The many roles of the cricket pavilion embraced and combined in one kind design

Remember when you were more easily led, behind the cricket pavilion and the bicycle shed 
– Pet Shop Boys, ‘Can You Forgive Her?’

 

As Neil Tennant's lyrics suggest, the cricket pavilion is a building type rich in cultural meaning and home to a surprising number of activities - not all of them to do with cricket. In the popular imagination, cricket pavilions exist within a mythology of Englishness alongside the sound of leather on willow and crumpets for tea. But they are also humble, utilitarian buildings that play an important if minor key civic role. 

Typically, a pavilion is a small, freestanding structure, sometimes related to a larger more important building and often associated with pleasure. Most of the time, pavilions aren’t intended to do anything more demanding than stand around looking pretty. Cricket pavilions on the other hand are functional buildings whose charm comes from the straightforward, unpretentious way that they go about their business.

They can vary in size and complexity, often not being much more than a simple shed containing a room for getting changed or storing equipment. Larger ones can include a bar, upon which the shed becomes a clubhouse. Sometimes they incorporate signage too in the form of a clock or the match scoreboard. They might even grow seats or bleachers, mutating into a hybrid building that is part pavilion, part grandstand and part sports infrastructure.

A cricket pavilion is a social space where players and spectators meet and where on match days teas and refreshments are dished out. Out of season and during the evenings they invite other more illicit activities, providing the ideal spot for a teenage snog or a cheeky cigarette away from censorious adult eyes. They are seasonal too; boarded-up for security in winter and opening up in summer after being treated to a fresh lick of paint.

There is also the question of the pavilion’s relationship to the landscape. They sit on the boundary to one edge of the cricket pitch, surveying the field of play in the way that a country house might overlook its grounds. Despite their diminutive scale they have an importance that confers something close to grandeur.

Our Ordinary cricket pavilion plays with these qualities.

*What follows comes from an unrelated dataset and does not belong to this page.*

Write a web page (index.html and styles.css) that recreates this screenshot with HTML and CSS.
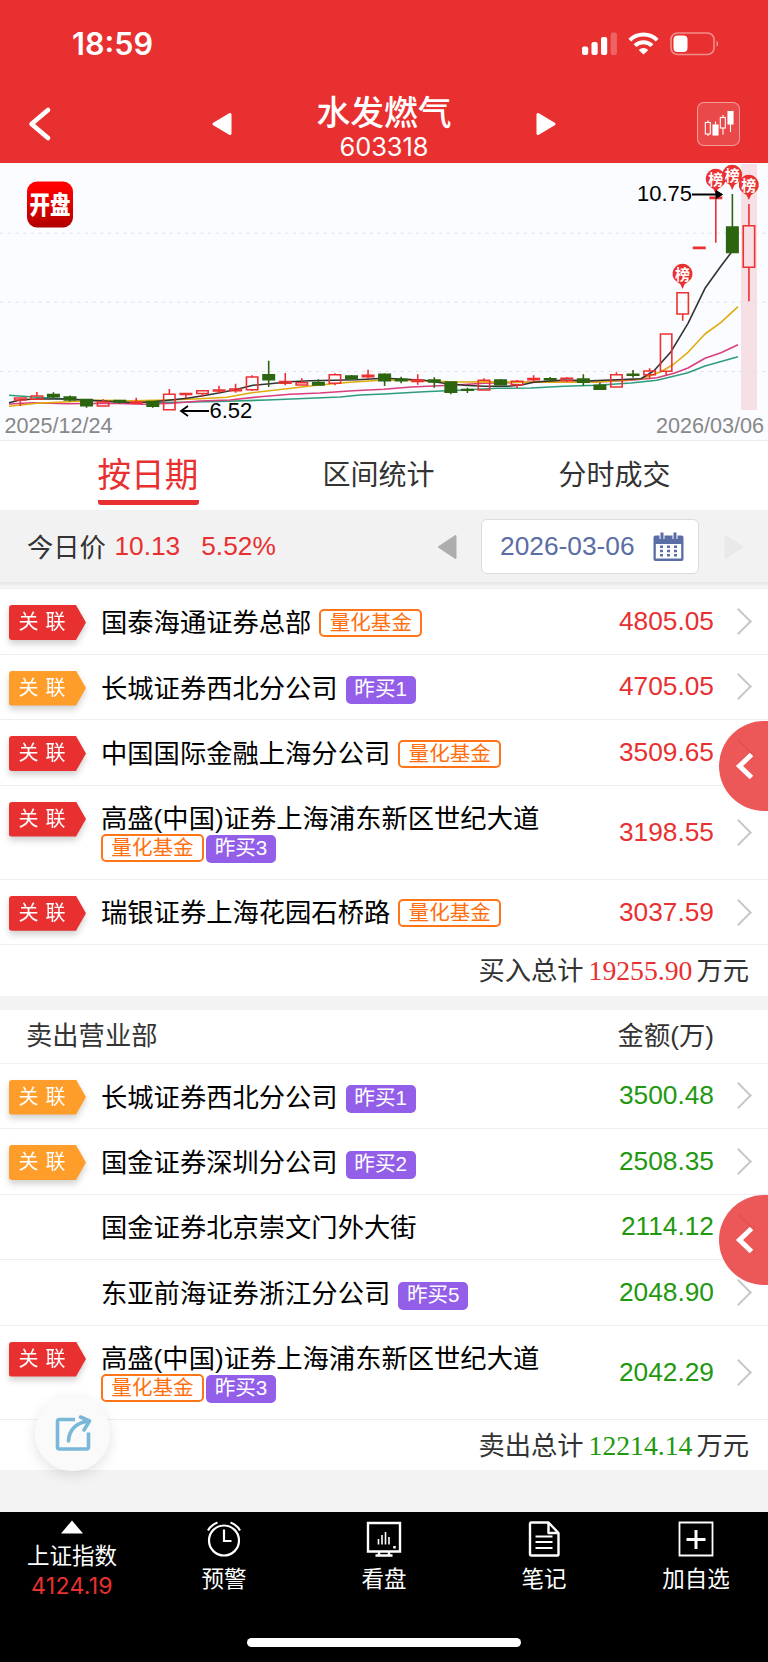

It expresses its various functions as directly as possible: a mono-pitched shed fronted by a shaded veranda from which to watch the match. Above this and supported on timber columns, the front of the pavilion grows to incorporate an oversized scoreboard.  Pace Venturi, our pavilion could be described as a bill-ding board, the scale of the sign relating more to the size of the pitch than the little pavilion that supports it.

This pavilion also contains another important function: you can stay in it. During the winter months it operates as a holiday cottage providing an additional source of revenue for the cricket club. A square-paned window thus interrupts the scoreboard, acting as an incongruous domestic intrusion into the composition. As well as recording the cricket scores, the big sign communicates the price of a cup of tea in summer or room rates in winter. In addition, its edge is profiled to suggest a mash-up of domestic and civic building types.

Internally a mezzanine sleeping-platform behind the window serves as a third bedroom as well as providing a suitably lofty perch for the scorer to watch the game. It is clad inside in plywood, stained white like a pair of cricket trousers. Specially shaped alcoves are CNC-cut from the ply, forming display spaces for cups and trophies. The club’s regalia thus become an integral part of the decoration. More pragmatically, the bar becomes the kitchen, the changing rooms are repurposed as bedrooms and the lounge area becomes a comfortable sitting room with views across the pitch to the landscape beyond. Views out the back are limited to allow privacy for the activities of the easily led.

The pavilion's various programmes - house, sign, shed, bar - are expressed as individual visual signifiers that have been recombined into an ambiguous whole. It is intended as a humble building that communicates its social, civic and – occasionally – domestic role in a way that both respects and extends the typology it is derived from.